### ENTRIES PROVIDED:
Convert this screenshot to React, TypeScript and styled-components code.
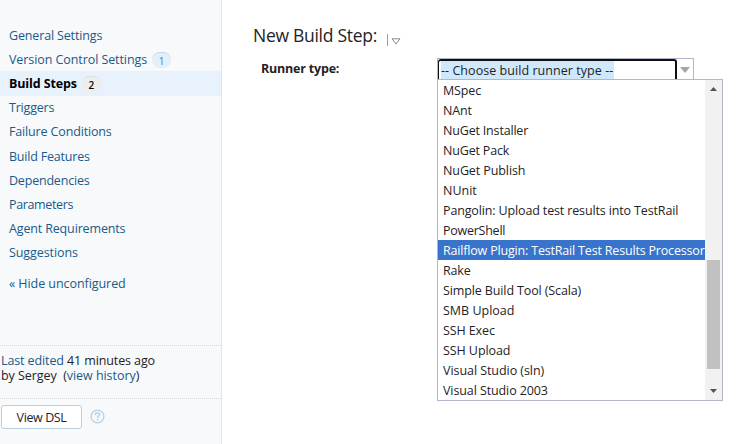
...
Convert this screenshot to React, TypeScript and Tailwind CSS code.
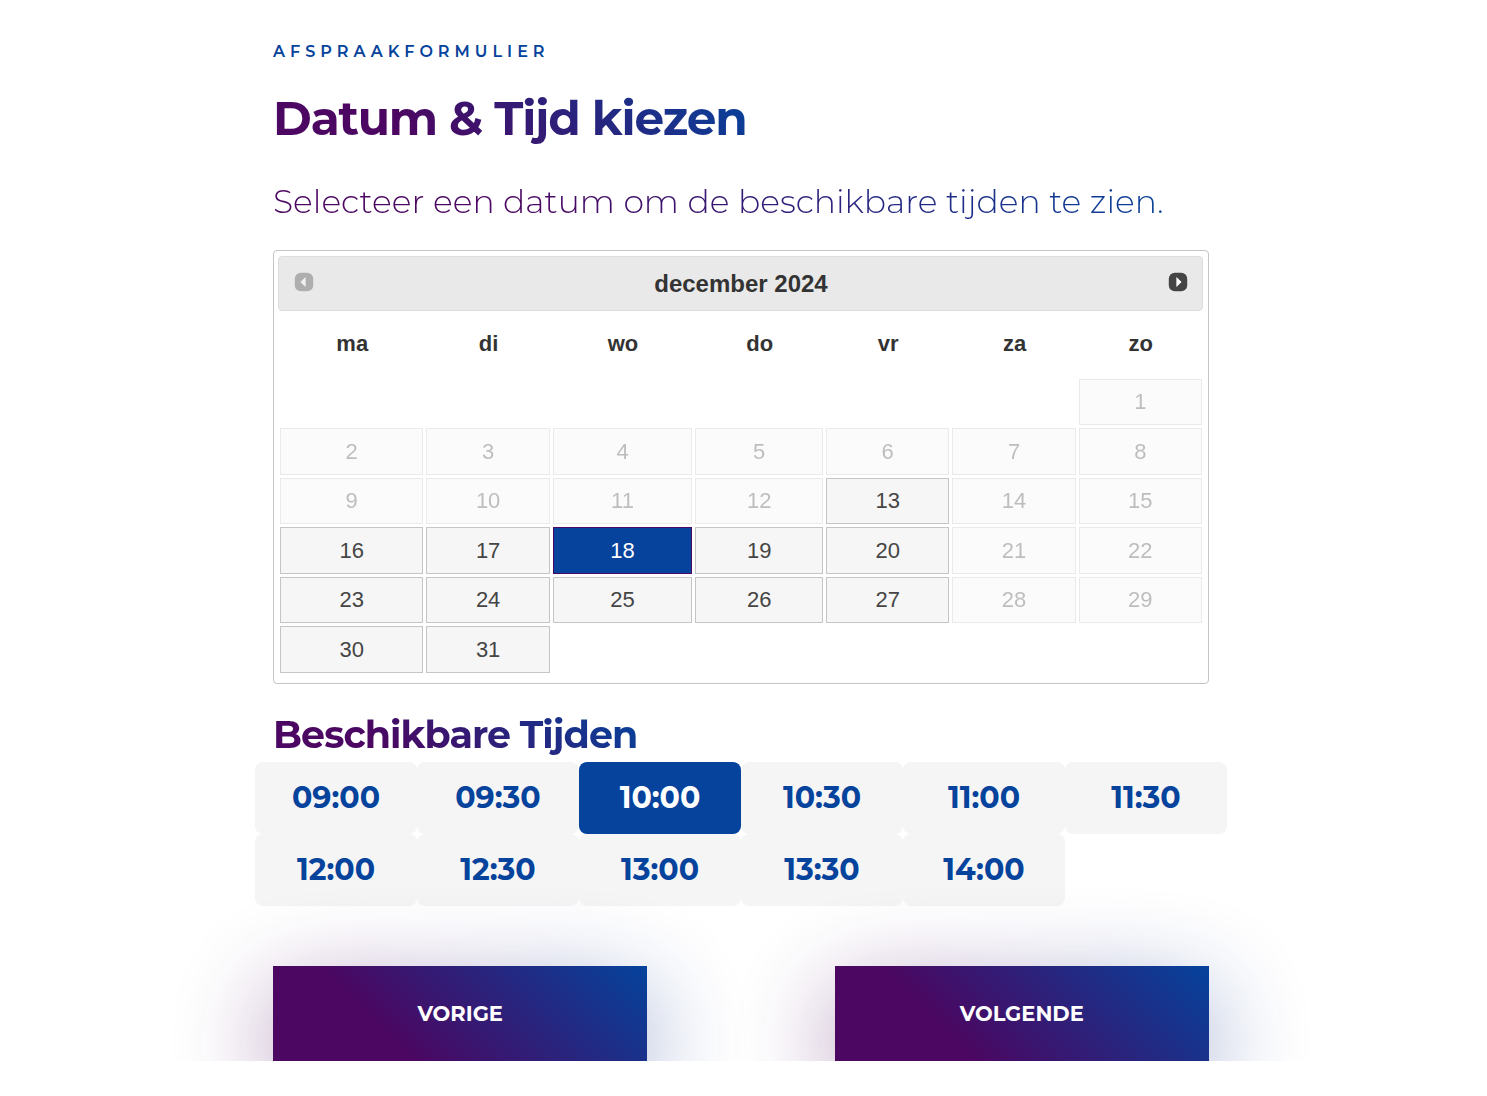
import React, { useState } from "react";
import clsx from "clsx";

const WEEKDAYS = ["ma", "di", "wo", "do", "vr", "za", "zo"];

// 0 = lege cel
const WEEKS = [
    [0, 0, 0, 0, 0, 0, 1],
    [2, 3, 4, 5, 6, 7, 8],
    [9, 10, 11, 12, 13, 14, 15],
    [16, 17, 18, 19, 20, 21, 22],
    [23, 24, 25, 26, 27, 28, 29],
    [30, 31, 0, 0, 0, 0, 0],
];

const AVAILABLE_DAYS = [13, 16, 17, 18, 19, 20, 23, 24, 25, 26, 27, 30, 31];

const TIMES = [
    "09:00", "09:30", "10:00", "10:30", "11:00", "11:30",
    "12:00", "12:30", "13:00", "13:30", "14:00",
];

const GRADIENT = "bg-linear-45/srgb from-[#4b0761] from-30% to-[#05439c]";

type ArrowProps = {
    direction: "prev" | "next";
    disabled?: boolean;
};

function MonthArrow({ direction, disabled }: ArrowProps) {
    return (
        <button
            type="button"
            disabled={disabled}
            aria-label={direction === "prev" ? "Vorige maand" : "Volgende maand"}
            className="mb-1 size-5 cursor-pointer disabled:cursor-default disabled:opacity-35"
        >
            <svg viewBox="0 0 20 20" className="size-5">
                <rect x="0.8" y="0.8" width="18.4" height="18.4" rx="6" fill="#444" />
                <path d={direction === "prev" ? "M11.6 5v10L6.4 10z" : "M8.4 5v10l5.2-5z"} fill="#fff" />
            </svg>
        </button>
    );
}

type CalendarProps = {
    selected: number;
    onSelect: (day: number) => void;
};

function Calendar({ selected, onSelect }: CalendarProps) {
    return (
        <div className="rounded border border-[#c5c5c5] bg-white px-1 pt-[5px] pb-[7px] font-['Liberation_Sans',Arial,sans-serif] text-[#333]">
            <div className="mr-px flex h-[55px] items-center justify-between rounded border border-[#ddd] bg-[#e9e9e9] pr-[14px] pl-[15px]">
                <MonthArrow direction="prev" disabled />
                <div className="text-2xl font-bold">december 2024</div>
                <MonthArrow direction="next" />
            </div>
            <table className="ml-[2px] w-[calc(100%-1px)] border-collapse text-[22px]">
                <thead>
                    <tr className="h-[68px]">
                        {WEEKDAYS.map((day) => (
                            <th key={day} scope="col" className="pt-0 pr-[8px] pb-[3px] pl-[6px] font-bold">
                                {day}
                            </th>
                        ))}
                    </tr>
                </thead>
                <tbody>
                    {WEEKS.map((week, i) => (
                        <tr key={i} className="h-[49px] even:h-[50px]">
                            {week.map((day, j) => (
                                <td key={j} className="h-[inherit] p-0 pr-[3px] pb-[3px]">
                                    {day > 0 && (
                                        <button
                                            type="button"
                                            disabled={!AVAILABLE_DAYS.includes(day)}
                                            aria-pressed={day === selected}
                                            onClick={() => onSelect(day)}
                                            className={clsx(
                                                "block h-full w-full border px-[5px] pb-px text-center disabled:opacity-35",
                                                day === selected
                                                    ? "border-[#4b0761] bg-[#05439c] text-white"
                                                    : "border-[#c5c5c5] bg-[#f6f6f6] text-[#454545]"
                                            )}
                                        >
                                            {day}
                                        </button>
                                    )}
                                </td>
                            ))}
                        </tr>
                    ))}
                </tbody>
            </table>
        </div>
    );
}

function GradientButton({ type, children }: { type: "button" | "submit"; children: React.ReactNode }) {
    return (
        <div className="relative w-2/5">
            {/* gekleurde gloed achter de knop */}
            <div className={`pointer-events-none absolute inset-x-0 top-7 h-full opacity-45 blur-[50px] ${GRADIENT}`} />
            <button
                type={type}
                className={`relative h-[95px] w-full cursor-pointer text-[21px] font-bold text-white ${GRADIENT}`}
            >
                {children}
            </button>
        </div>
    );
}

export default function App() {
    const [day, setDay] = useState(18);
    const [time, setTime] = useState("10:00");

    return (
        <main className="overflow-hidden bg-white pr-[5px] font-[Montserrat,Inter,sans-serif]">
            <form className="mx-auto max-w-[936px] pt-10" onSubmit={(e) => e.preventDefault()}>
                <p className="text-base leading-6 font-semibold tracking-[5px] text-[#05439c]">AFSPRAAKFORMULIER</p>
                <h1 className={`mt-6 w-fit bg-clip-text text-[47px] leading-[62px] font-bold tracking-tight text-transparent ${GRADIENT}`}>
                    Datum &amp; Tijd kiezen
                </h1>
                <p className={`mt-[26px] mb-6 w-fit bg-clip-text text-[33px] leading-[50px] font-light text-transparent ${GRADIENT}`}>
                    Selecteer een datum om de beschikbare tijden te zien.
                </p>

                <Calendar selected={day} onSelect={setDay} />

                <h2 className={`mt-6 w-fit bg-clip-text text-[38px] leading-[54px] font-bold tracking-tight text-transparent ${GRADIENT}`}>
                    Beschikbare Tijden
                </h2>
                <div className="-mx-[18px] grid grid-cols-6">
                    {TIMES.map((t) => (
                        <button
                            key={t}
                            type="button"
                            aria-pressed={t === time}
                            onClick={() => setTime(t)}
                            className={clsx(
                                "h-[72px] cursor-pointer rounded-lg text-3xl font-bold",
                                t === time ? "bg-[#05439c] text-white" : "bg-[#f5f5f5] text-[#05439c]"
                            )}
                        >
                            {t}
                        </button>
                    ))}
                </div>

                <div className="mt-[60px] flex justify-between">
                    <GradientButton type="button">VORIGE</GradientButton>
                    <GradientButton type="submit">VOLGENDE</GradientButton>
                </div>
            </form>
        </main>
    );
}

### YOUR GOAL:
Among the records above, how many lines carry the string "React"? Reply with the number alone.

### RESPONSE TO THE TASK:
4